Les romanciers ont pour eux le verbe, les essayistes un sujet. Que ce soit par l’émotion suscitée au détour d'une phrase bien troussée, où les réflexions qui entourent telle étude, ils nous ouvrent le champ des possibles. Quand on a ni l’un ni l’autre, il ne reste plus qu’à parler de soi. Un pis aller, nous sommes bien d'accord.

Mon grand-père a édité, peu avant sa mort, ses mémoires. J’ai eu l’occasion de les lire, et j’en ai été particulièrement touché. Ce petit fascicule, qui dit simplement ce que fût sa vie, m’a surpris à la fois par sa sobriété et par la précision des souvenirs qu’il gardait de telle anecdote ou réflexion pourtant vieille de plusieurs décennies. J’ose croire que l’entame d’un tel ouvrage à mon âge relève de la faute de goût, mais, ma mémoire étant ce qu’elle est, la construction risque d’être bien légère si j’attends d’avoir atteint l’orée du bois pour commencer à l’édifier.

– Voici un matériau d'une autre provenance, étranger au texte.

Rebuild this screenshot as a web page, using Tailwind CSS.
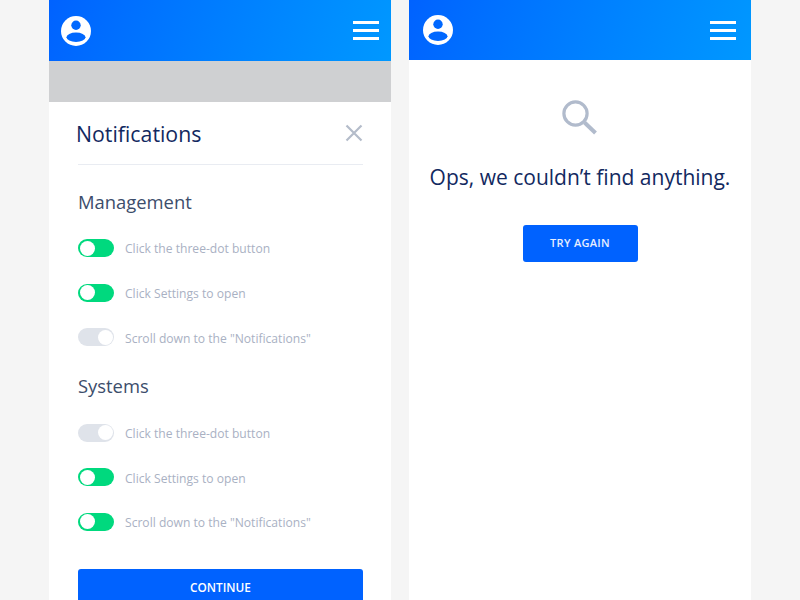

Aussi, il me semble qu’entretenir régulièrement un blog, cette forme délicieusement rétro et impudique de carnet intime répond parfaitement aux différentes tendances qui me secouent en ce moment. Je n’en suis pas, rassurez-vous, à mon coup d’essai, et j’instaure donc aujourd’hui ce nouveau support étant à la fois pétri d’enthousiasme, et pleinement conscient que ce billet sera peut-être le seul à investir ces lieux.

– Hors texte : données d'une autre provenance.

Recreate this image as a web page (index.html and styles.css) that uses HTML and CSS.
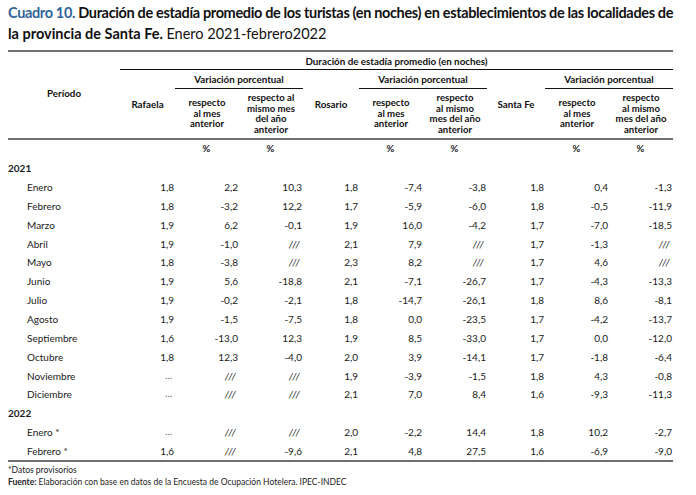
FILE: index.html
```html
<!DOCTYPE html>
<html lang="es">
<head>
<meta charset="utf-8">
<title>Cuadro 10</title>
<link rel="stylesheet" href="styles.css">
</head>
<body>
<div class="page">
  <h1 class="title"><span class="line1"><span class="num">Cuadro 10.</span> Duración de estadía promedio de los turistas (en noches) en establecimientos de las localidades de</span><br>la provincia de Santa Fe. <span class="plain">Enero 2021-febrero2022</span></h1>
  <table class="tbl">
    <colgroup>
      <col class="c-per"><col class="c-raf"><col class="c-v"><col class="c-v"><col class="c-ros"><col class="c-v"><col class="c-v"><col class="c-sf"><col class="c-v"><col class="c-v">
    </colgroup>
    <thead>
      <tr class="h1">
        <th rowspan="3" class="per thick">Período</th>
        <th colspan="9" class="top ul">Duración de estadía promedio (en noches)</th>
      </tr>
      <tr class="h2">
        <th rowspan="2" class="loc thick">Rafaela</th>
        <th colspan="2" class="ul">Variación porcentual</th>
        <th rowspan="2" class="loc thick">Rosario</th>
        <th colspan="2" class="ul">Variación porcentual</th>
        <th rowspan="2" class="loc thick">Santa Fe</th>
        <th colspan="2" class="ul">Variación porcentual</th>
      </tr>
      <tr class="h3">
        <th class="sub thick">respecto<br>al mes<br>anterior</th>
        <th class="sub thick">respecto al<br>mismo mes<br>del año<br>anterior</th>
        <th class="sub thick">respecto<br>al mes<br>anterior</th>
        <th class="sub thick">respecto<br>al mismo<br>mes del año<br>anterior</th>
        <th class="sub thick">respecto<br>al mes<br>anterior</th>
        <th class="sub thick">respecto<br>al mismo<br>mes del año<br>anterior</th>
      </tr>
    </thead>
    <tbody>
      <tr class="pct"><td></td><td></td><td>%</td><td>%</td><td></td><td>%</td><td>%</td><td></td><td>%</td><td>%</td></tr>
      <tr class="year"><td colspan="10">2021</td></tr>
      <tr><td class="m">Enero</td><td>1,8</td><td>2,2</td><td>10,3</td><td>1,8</td><td>-7,4</td><td>-3,8</td><td>1,8</td><td>0,4</td><td>-1,3</td></tr>
      <tr><td class="m">Febrero</td><td>1,8</td><td>-3,2</td><td>12,2</td><td>1,7</td><td>-5,9</td><td>-6,0</td><td>1,8</td><td>-0,5</td><td>-11,9</td></tr>
      <tr><td class="m">Marzo</td><td>1,9</td><td>6,2</td><td>-0,1</td><td>1,9</td><td>16,0</td><td>-4,2</td><td>1,7</td><td>-7,0</td><td>-18,5</td></tr>
      <tr><td class="m">Abril</td><td>1,9</td><td>-1,0</td><td class="na">///</td><td>2,1</td><td>7,9</td><td class="na">///</td><td>1,7</td><td>-1,3</td><td class="na">///</td></tr>
      <tr><td class="m">Mayo</td><td>1,8</td><td>-3,8</td><td class="na">///</td><td>2,3</td><td>8,2</td><td class="na">///</td><td>1,7</td><td>4,6</td><td class="na">///</td></tr>
      <tr><td class="m">Junio</td><td>1,9</td><td>5,6</td><td>-18,8</td><td>2,1</td><td>-7,1</td><td>-26,7</td><td>1,7</td><td>-4,3</td><td>-13,3</td></tr>
      <tr><td class="m">Julio</td><td>1,9</td><td>-0,2</td><td>-2,1</td><td>1,8</td><td>-14,7</td><td>-26,1</td><td>1,8</td><td>8,6</td><td>-8,1</td></tr>
      <tr><td class="m">Agosto</td><td>1,9</td><td>-1,5</td><td>-7,5</td><td>1,8</td><td>0,0</td><td>-23,5</td><td>1,7</td><td>-4,2</td><td>-13,7</td></tr>
      <tr><td class="m">Septiembre</td><td>1,6</td><td>-13,0</td><td>12,3</td><td>1,9</td><td>8,5</td><td>-33,0</td><td>1,7</td><td>0,0</td><td>-12,0</td></tr>
      <tr><td class="m">Octubre</td><td>1,8</td><td>12,3</td><td>-4,0</td><td>2,0</td><td>3,9</td><td>-14,1</td><td>1,7</td><td>-1,8</td><td>-6,4</td></tr>
      <tr><td class="m">Noviembre</td><td class="el">…</td><td class="na">///</td><td class="na">///</td><td>1,9</td><td>-3,9</td><td>-1,5</td><td>1,8</td><td>4,3</td><td>-0,8</td></tr>
      <tr><td class="m">Diciembre</td><td class="el">…</td><td class="na">///</td><td class="na">///</td><td>2,1</td><td>7,0</td><td>8,4</td><td>1,6</td><td>-9,3</td><td>-11,3</td></tr>
      <tr class="year"><td colspan="10">2022</td></tr>
      <tr><td class="m">Enero *</td><td class="el">…</td><td class="na">///</td><td class="na">///</td><td>2,0</td><td>-2,2</td><td>14,4</td><td>1,8</td><td>10,2</td><td>-2,7</td></tr>
      <tr><td class="m">Febrero *</td><td>1,6</td><td class="na">///</td><td>-9,6</td><td>2,1</td><td>4,8</td><td>27,5</td><td>1,6</td><td>-6,9</td><td>-9,0</td></tr>
    </tbody>
  </table>
  <div class="notes">
    <p>*Datos provisorios</p>
    <p><b>Fuente:</b> Elaboración con base en datos de la Encuesta de Ocupación Hotelera. IPEC-INDEC</p>
  </div>
</div>
</body>
</html>
```
FILE: styles.css
```css
html, body {
  margin: 0;
  padding: 0;
  background: #fff;
}
body {
  font-family: Lato, "Open Sans", sans-serif;
  color: #1a1a1a;
}
.page {
  padding: 2px 8px 0 8px;
}
.title {
  margin: 0 0 6px 0;
  font-size: 14.5px;
  line-height: 21px;
  font-weight: 700;
  color: #111;
  white-space: nowrap;
}
.title .line1 {
  letter-spacing: -0.35px;
}
.title .num {
  color: #2f6496;
}
.title .plain {
  font-weight: 400;
}
.tbl {
  width: 665px;
  table-layout: fixed;
  border-collapse: separate;
  border-spacing: 0;
  border-top: 2px solid #707070;
  border-bottom: 2px solid #707070;
}
.c-per { width: 112px; }
.c-raf { width: 55px; }
.c-ros { width: 56px; }
.c-sf { width: 58px; }
.c-v { width: 64px; }
th {
  padding: 0;
  font-size: 9.8px;
  line-height: 12px;
  font-weight: 700;
  color: #111;
  text-align: center;
  vertical-align: middle;
}
.h1 { height: 18px; }
.h2 { height: 19px; }
.h3 { height: 51px; }
.ul { border-bottom: 1px solid #111; }
.thick { border-bottom: 2px solid #707070; }
.per { padding-bottom: 4px; }
.sub {
  padding-top: 1px;
  font-size: 9.6px;
  line-height: 10.5px;
}
td {
  padding: 0 1px 0 0;
  font-size: 10px;
  line-height: 12px;
  text-align: right;
  vertical-align: middle;
  white-space: nowrap;
}
tbody tr { height: 18.85px; }
.pct td {
  text-align: center;
  font-weight: 700;
  font-size: 9.5px;
}
.year td {
  text-align: left;
  font-weight: 700;
}
td.m {
  text-align: left;
  padding-left: 19px;
}
td.na {
  font-style: italic;
  letter-spacing: 1.2px;
  padding-right: 2px;
}
td.el {
  color: #555;
  font-size: 9px;
  padding-right: 3px;
}
.notes {
  padding-top: 3px;
}
.notes p {
  margin: 0;
  font-size: 8.5px;
  line-height: 11.5px;
  color: #222;
}
```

Pour mettre toutes les chances de mon côté, je suis allé jusqu'à acheter un nom de domaine pour ces âneries. Comme la visite chez le psy, j'ose croire que la somme dépensée sera de nature à m'astreindre à une forme de sérieux. On verra bien ...

Epilogue : une rapide recherche m’apprend que M a fait effacer au laser certains tatouages qu’il arborait. Dans un entretien choc, il a confié détester bon nombre d’entre eux, réalisés sans grande logique à une époque où l’acte, et son aspect ostensible, l’emportait sur le contenu. Sur les photos récentes, en effet, pas de traces de la citation en question. Fait-elle partie des premières victimes ? Quelques clics plus tard, stupeur ! L’avant bras est trouvé, le zoom ne laisse pas de place au hasard, la citation est toujours là, mais n’est pas celle que j’avais en tête : “Only god can judge me”.  Seul Dieu peut me juger, quelle terrible méprise de ma part … Je me console du reste. Me serais-je moins moqué si, du vœu de silence, on était passé à la référence biblique inspirée par 2Pac ?

Quoi qu’il en soit, je reste donc seul porteur de la croix de la nécessaire réflexion précédant la prise de parole. Mais je ne veux pas croire pour autant que cet incident brise le sceau de notre destinée commune avec M. Je vois comme un signe le fait que nous soyons tous deux rongés par cet accès tardif de lucidité, et que nous osions l’évoquer publiquement. Aussi, afin de trouver un juste équilibre entre le jeune artiste exubérant et le quadra lucide, et aussi parce que l’intervention au laser est dixit M “très douloureux”, je propose à la place de l'effacement, un petit ajout qui mettra tout le monde d’accord : “Seul Dieu (et les magistrats) peu(ven)t me juger”.